STATED EXERCISE ->
Find each line with the string "that" and report it.

TASK DATA ->
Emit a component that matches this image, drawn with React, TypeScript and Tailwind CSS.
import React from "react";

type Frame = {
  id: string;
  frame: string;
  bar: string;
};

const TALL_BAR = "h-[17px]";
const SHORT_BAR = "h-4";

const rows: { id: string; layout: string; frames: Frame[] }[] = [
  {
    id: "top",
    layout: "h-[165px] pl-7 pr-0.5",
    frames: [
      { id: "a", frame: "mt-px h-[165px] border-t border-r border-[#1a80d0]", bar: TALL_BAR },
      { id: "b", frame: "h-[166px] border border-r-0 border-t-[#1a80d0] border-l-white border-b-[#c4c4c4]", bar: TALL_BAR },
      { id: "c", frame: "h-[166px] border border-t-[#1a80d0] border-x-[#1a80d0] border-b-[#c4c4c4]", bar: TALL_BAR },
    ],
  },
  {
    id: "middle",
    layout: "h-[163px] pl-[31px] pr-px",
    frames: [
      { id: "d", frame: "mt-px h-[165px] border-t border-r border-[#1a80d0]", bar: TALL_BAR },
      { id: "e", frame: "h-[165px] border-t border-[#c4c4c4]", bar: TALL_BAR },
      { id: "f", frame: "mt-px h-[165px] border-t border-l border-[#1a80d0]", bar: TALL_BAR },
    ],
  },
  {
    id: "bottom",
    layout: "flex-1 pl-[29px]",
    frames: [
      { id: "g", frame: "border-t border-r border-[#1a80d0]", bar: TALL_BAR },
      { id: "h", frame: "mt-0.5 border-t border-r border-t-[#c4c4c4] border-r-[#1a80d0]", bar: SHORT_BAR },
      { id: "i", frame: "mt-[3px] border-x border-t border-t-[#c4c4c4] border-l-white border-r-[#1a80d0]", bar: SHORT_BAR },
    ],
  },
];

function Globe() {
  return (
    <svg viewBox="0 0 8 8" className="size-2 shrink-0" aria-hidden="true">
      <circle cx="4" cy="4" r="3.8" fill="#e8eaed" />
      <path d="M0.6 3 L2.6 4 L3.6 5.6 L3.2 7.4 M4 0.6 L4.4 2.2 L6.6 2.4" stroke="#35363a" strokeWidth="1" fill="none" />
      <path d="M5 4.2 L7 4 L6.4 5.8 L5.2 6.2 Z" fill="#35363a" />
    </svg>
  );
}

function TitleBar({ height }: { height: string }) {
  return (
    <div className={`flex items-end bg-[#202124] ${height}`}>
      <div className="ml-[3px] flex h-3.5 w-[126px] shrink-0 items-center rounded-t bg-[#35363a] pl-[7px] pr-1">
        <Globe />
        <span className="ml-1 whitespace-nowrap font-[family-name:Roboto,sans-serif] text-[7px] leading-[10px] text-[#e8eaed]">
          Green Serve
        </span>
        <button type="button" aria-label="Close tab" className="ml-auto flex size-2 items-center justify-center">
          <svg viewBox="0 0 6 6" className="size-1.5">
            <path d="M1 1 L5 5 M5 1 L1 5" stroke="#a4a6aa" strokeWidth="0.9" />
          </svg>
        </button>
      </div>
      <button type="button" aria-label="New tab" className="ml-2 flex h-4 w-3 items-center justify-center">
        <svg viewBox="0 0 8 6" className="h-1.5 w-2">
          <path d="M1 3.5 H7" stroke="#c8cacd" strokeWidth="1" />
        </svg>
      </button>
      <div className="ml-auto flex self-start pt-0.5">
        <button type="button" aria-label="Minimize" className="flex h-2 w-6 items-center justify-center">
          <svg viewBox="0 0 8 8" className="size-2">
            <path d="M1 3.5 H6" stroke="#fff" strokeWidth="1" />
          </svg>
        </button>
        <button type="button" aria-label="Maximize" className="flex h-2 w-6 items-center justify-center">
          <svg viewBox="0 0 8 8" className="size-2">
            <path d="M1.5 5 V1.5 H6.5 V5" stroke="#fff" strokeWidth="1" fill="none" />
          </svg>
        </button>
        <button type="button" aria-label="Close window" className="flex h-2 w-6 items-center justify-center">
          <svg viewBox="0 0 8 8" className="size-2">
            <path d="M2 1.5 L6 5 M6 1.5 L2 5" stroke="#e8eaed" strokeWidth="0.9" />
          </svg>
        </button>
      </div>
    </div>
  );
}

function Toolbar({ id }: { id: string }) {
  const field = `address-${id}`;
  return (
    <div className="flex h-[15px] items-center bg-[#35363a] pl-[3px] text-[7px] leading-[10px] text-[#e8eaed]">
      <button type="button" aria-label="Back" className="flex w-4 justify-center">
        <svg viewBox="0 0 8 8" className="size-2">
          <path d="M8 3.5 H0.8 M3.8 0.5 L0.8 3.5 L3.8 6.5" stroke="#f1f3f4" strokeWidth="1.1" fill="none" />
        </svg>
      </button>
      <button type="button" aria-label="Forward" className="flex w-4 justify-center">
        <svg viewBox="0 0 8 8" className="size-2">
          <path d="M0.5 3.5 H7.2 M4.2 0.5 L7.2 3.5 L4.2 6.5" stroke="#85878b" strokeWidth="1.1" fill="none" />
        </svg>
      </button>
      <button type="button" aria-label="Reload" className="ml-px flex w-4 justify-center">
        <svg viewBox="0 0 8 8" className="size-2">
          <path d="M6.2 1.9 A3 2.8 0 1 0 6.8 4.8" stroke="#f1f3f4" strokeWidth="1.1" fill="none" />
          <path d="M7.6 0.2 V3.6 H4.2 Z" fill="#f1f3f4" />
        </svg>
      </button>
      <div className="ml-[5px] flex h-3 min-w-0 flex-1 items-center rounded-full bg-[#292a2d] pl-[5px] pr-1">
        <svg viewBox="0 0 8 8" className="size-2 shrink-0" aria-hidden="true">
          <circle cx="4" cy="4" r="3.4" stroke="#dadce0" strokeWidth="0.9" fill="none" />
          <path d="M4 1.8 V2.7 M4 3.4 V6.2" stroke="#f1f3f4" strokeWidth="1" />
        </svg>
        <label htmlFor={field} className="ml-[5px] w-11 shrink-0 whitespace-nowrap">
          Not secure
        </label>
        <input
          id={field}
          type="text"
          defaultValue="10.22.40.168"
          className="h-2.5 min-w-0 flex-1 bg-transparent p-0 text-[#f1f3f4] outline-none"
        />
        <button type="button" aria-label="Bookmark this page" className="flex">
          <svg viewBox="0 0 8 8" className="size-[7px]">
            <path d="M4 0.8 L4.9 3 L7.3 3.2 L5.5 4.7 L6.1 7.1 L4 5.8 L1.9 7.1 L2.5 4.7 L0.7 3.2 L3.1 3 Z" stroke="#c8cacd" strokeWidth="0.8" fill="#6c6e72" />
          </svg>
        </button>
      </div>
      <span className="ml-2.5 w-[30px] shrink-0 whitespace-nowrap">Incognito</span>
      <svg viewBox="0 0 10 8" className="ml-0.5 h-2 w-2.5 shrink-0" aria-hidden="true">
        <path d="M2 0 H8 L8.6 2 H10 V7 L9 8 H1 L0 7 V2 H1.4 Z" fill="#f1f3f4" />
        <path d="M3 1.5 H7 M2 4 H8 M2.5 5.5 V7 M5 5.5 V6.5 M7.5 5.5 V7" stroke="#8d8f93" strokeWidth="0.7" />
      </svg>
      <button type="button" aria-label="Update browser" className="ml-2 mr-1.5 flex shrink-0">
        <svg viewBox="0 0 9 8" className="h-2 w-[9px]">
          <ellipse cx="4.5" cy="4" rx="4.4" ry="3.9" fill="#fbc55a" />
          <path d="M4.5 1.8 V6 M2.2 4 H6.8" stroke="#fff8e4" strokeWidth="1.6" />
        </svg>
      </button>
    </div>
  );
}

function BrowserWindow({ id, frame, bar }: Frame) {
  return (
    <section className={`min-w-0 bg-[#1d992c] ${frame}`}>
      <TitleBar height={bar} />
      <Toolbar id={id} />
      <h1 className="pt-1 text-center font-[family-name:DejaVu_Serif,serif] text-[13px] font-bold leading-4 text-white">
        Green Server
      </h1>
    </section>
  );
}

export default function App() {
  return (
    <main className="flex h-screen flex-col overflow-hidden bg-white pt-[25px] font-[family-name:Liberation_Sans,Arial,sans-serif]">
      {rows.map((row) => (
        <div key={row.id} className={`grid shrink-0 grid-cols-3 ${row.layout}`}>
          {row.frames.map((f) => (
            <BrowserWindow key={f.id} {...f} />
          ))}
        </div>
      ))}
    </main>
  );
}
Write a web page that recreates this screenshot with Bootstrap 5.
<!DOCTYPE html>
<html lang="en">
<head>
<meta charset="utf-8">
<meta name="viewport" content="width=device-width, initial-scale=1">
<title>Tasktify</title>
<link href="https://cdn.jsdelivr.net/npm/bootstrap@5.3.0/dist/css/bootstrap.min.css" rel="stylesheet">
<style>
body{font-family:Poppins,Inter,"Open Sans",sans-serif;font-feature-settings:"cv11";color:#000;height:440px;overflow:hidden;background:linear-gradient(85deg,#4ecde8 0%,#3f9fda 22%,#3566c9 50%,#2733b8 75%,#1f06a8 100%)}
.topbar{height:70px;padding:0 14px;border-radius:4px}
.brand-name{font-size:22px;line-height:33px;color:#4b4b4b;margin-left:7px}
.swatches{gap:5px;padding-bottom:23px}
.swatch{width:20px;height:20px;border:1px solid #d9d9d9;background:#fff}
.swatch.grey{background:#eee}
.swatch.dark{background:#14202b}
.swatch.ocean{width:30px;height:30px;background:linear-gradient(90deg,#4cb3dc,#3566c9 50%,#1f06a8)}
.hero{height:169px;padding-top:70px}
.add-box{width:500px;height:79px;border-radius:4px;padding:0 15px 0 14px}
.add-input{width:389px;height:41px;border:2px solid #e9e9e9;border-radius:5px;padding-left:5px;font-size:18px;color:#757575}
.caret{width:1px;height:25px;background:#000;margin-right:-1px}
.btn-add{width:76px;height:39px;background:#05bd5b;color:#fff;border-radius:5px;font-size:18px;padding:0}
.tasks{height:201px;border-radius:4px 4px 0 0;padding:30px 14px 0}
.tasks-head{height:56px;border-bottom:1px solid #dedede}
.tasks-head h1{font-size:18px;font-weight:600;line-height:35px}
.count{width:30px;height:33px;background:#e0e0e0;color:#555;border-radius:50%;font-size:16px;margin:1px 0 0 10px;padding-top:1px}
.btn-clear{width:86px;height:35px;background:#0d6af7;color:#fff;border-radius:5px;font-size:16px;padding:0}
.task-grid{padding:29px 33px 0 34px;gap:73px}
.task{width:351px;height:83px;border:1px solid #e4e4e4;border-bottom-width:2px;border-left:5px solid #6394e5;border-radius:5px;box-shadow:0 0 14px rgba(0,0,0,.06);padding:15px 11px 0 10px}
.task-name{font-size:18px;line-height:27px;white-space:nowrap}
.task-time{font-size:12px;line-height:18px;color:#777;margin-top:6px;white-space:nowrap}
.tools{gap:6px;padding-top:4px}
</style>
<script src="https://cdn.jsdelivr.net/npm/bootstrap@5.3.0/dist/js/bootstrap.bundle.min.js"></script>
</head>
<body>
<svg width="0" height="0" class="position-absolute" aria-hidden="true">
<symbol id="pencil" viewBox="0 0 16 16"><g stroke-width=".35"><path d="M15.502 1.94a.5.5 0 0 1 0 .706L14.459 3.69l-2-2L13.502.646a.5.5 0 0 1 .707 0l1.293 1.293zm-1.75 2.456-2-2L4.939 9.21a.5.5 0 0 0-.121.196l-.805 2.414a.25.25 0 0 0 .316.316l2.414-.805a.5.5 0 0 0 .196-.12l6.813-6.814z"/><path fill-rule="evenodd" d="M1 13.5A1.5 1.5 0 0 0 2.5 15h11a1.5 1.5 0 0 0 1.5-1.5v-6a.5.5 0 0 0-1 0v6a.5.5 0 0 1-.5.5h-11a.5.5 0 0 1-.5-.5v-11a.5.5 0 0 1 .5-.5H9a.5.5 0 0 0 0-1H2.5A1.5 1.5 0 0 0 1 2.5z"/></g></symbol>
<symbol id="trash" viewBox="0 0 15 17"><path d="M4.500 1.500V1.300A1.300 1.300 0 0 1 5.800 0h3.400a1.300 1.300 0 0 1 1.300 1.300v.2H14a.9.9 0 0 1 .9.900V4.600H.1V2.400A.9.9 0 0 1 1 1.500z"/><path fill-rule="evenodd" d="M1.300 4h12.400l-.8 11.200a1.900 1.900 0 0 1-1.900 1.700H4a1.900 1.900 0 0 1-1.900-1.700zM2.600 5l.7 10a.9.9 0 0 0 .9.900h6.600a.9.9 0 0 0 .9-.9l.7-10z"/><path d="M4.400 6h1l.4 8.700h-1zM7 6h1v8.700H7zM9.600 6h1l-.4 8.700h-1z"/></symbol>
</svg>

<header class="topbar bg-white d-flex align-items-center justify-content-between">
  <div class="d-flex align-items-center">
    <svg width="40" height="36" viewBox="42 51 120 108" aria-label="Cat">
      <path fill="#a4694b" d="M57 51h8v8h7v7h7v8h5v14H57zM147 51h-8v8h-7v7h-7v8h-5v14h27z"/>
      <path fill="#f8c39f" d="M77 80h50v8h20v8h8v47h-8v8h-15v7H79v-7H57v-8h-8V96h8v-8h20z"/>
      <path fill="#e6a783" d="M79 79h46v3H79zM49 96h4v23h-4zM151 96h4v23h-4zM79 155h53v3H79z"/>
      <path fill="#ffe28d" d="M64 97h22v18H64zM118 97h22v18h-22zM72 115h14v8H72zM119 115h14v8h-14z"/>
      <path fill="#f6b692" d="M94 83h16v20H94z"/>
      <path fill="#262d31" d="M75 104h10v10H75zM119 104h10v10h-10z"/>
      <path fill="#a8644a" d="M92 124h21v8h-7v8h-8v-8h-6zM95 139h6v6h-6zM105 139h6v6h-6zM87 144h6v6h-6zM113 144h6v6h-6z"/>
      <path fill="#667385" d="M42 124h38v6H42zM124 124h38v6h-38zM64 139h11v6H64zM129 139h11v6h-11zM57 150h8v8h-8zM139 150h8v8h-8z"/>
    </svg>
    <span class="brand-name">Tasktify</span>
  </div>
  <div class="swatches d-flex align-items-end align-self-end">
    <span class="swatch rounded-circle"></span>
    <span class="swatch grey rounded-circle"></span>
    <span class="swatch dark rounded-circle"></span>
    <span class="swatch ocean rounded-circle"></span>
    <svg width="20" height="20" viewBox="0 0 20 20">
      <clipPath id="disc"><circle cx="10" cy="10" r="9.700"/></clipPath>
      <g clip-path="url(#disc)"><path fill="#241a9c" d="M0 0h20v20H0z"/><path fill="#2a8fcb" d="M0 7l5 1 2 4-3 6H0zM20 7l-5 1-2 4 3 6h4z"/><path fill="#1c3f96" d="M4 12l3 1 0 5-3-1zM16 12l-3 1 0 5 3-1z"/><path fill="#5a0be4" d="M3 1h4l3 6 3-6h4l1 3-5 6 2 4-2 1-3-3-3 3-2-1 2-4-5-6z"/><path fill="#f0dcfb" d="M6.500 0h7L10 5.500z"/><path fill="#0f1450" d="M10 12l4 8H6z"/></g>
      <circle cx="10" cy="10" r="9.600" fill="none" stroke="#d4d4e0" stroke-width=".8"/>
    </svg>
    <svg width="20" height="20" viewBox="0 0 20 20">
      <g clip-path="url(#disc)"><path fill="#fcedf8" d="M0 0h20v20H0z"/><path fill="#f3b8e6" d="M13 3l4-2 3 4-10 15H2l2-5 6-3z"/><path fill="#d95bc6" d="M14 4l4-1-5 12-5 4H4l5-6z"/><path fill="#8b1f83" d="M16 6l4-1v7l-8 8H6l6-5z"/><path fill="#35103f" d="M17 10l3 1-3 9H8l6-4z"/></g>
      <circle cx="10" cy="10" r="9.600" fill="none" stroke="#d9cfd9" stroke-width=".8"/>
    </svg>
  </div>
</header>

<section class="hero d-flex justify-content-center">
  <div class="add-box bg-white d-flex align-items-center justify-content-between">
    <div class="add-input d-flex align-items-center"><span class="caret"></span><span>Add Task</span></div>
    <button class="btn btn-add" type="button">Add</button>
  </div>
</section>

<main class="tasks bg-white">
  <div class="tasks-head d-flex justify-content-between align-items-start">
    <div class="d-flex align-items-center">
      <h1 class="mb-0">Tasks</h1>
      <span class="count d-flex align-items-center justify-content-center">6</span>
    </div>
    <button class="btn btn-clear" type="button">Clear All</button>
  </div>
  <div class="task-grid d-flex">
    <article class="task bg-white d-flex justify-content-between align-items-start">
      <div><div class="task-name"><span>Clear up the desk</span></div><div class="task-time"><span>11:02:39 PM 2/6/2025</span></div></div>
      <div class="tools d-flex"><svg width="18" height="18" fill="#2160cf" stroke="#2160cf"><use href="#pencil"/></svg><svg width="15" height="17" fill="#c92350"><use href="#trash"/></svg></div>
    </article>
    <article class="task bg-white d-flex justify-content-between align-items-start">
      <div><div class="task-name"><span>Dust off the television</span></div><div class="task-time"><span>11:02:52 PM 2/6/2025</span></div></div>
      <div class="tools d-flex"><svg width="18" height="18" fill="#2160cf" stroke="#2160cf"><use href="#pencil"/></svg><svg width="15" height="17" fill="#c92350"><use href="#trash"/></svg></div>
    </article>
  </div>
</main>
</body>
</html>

OUTPUT ->
Emit a component that matches this image, drawn with React, TypeScript and Tailwind CSS.
Write a web page that recreates this screenshot with Bootstrap 5.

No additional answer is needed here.